1. [10 points] Download the NLTK version of the Brown corpus (no relation). The corpus is already tokenized with whitespace. Remove the part-of-speech tags appended to each token with a slash. Lower case all words. Replace all tokens with a count of 10 or less with the conventional out-of-vocabulary symbol UNK. Sort the vocabulary first by decreasing frequency and then alphabetically, to break ties. Submit this ranked vocabulary list, with counts. This will be useful for debugging.

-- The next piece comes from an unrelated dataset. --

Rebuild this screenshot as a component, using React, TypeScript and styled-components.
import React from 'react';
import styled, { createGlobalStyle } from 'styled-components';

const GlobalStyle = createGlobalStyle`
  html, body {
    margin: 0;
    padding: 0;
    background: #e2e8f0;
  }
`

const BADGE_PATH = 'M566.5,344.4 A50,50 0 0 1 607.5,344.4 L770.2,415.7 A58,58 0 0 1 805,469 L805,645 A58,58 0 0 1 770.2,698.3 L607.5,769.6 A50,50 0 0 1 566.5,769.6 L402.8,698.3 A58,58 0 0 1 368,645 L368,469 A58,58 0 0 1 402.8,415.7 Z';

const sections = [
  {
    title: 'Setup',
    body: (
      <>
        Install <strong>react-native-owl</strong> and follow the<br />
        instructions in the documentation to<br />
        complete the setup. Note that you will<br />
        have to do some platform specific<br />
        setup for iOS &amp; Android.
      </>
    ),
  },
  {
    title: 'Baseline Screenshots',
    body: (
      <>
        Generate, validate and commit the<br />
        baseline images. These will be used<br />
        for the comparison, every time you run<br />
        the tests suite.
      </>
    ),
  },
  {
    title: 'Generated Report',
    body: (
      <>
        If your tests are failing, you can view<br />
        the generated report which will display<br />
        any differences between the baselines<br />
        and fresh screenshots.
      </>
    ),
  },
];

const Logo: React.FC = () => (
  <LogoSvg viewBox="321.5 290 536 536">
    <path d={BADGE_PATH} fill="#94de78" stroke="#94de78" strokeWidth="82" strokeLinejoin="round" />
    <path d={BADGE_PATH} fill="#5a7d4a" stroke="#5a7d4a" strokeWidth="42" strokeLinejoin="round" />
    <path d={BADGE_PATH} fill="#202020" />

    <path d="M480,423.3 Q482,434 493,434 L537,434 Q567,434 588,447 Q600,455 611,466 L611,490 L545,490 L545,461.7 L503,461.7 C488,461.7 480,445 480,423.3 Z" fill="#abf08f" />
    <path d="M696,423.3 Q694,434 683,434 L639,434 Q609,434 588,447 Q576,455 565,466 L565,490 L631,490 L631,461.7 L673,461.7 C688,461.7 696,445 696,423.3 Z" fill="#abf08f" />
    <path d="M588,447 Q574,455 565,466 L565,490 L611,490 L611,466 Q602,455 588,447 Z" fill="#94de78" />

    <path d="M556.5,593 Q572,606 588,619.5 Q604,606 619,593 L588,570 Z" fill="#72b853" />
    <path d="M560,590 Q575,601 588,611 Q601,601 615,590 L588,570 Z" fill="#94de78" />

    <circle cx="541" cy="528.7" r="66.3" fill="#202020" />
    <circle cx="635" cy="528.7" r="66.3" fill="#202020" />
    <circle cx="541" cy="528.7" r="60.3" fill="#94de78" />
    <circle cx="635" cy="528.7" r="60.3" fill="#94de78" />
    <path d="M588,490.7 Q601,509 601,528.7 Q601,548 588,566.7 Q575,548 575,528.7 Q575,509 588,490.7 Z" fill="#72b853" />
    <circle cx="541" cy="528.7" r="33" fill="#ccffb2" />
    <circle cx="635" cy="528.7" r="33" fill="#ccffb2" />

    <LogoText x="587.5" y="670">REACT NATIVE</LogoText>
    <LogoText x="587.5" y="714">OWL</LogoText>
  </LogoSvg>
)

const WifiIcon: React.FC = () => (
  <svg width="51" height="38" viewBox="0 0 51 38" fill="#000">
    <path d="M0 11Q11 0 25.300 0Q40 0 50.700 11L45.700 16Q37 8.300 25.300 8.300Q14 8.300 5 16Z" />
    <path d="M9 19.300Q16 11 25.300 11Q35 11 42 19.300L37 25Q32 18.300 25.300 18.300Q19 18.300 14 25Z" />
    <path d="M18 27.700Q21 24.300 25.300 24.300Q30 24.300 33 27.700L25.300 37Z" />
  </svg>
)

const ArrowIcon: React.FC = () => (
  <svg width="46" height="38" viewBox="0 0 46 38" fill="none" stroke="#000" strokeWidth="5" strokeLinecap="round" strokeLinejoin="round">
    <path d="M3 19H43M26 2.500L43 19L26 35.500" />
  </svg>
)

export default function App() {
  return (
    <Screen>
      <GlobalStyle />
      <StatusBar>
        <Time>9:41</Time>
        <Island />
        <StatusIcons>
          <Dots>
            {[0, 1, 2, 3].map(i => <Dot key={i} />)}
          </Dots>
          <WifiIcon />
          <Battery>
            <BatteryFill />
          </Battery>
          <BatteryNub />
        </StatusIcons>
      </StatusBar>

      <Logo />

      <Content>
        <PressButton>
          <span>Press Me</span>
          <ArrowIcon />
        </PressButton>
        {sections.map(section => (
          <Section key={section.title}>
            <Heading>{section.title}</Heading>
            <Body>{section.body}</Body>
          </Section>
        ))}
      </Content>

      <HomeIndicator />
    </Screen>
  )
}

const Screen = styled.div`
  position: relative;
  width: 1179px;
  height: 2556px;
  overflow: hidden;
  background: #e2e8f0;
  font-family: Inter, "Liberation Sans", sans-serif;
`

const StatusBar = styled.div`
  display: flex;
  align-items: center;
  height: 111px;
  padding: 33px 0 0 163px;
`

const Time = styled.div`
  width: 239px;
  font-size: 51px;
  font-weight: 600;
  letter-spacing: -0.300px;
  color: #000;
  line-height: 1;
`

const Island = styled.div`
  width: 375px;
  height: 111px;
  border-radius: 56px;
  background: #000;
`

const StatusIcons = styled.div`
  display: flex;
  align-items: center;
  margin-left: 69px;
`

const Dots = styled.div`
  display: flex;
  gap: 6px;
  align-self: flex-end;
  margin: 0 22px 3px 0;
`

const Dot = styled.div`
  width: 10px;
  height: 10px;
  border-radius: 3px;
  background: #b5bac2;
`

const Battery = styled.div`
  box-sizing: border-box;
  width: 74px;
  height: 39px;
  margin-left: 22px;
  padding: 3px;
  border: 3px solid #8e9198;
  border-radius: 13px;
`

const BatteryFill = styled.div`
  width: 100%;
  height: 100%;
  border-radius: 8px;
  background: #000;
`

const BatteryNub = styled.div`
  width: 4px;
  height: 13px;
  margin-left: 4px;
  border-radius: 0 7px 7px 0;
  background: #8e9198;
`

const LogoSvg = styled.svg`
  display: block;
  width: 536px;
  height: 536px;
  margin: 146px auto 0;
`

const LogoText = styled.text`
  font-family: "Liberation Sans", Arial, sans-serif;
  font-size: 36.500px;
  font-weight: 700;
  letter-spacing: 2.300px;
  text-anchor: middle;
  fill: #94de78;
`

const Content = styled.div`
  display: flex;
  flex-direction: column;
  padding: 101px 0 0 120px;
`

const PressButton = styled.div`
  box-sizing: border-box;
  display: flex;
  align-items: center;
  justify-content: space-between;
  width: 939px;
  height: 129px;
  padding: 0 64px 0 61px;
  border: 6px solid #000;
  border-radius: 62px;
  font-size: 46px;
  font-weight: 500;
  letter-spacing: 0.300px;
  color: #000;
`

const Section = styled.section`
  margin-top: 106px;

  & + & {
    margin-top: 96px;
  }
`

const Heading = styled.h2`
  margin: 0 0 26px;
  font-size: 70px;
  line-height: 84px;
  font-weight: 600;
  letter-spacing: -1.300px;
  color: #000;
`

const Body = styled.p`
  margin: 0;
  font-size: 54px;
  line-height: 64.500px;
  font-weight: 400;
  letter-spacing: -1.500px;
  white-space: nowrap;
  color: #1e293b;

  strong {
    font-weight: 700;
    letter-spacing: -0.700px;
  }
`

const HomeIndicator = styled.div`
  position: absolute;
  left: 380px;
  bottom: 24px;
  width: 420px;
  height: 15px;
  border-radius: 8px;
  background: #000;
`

2. [50 points] Write a program to implement Brown clustering on this dataset. Let the initial number of clusters $K = 40$. You should therefore give each of the 40 most frequent tokens its own cluster and proceed as described above. For purposes of the bigram model, treat each sentence on its own line as independent of the others, and assume that each sentence begins and ends with invisible START and END symbols. These symbols should not be included in the clustering, however. Turn in your code that takes the vocabulary you just produced and the corpus as input. The output will consist of two parts:

1. the vocabulary with a string of 0's and 1's for each, indicating its path from the root of the cluster merge tree to the leaves; and
2. the initial forty clusters after merging all of the vocabulary, i.e., 40 clusters with their words.
Since the clusters start out sorted by decreasing frequency, we stipulate that when merging two clusters, the earlier cluster on the list gets the code 0 and the later cluster gets the code 1.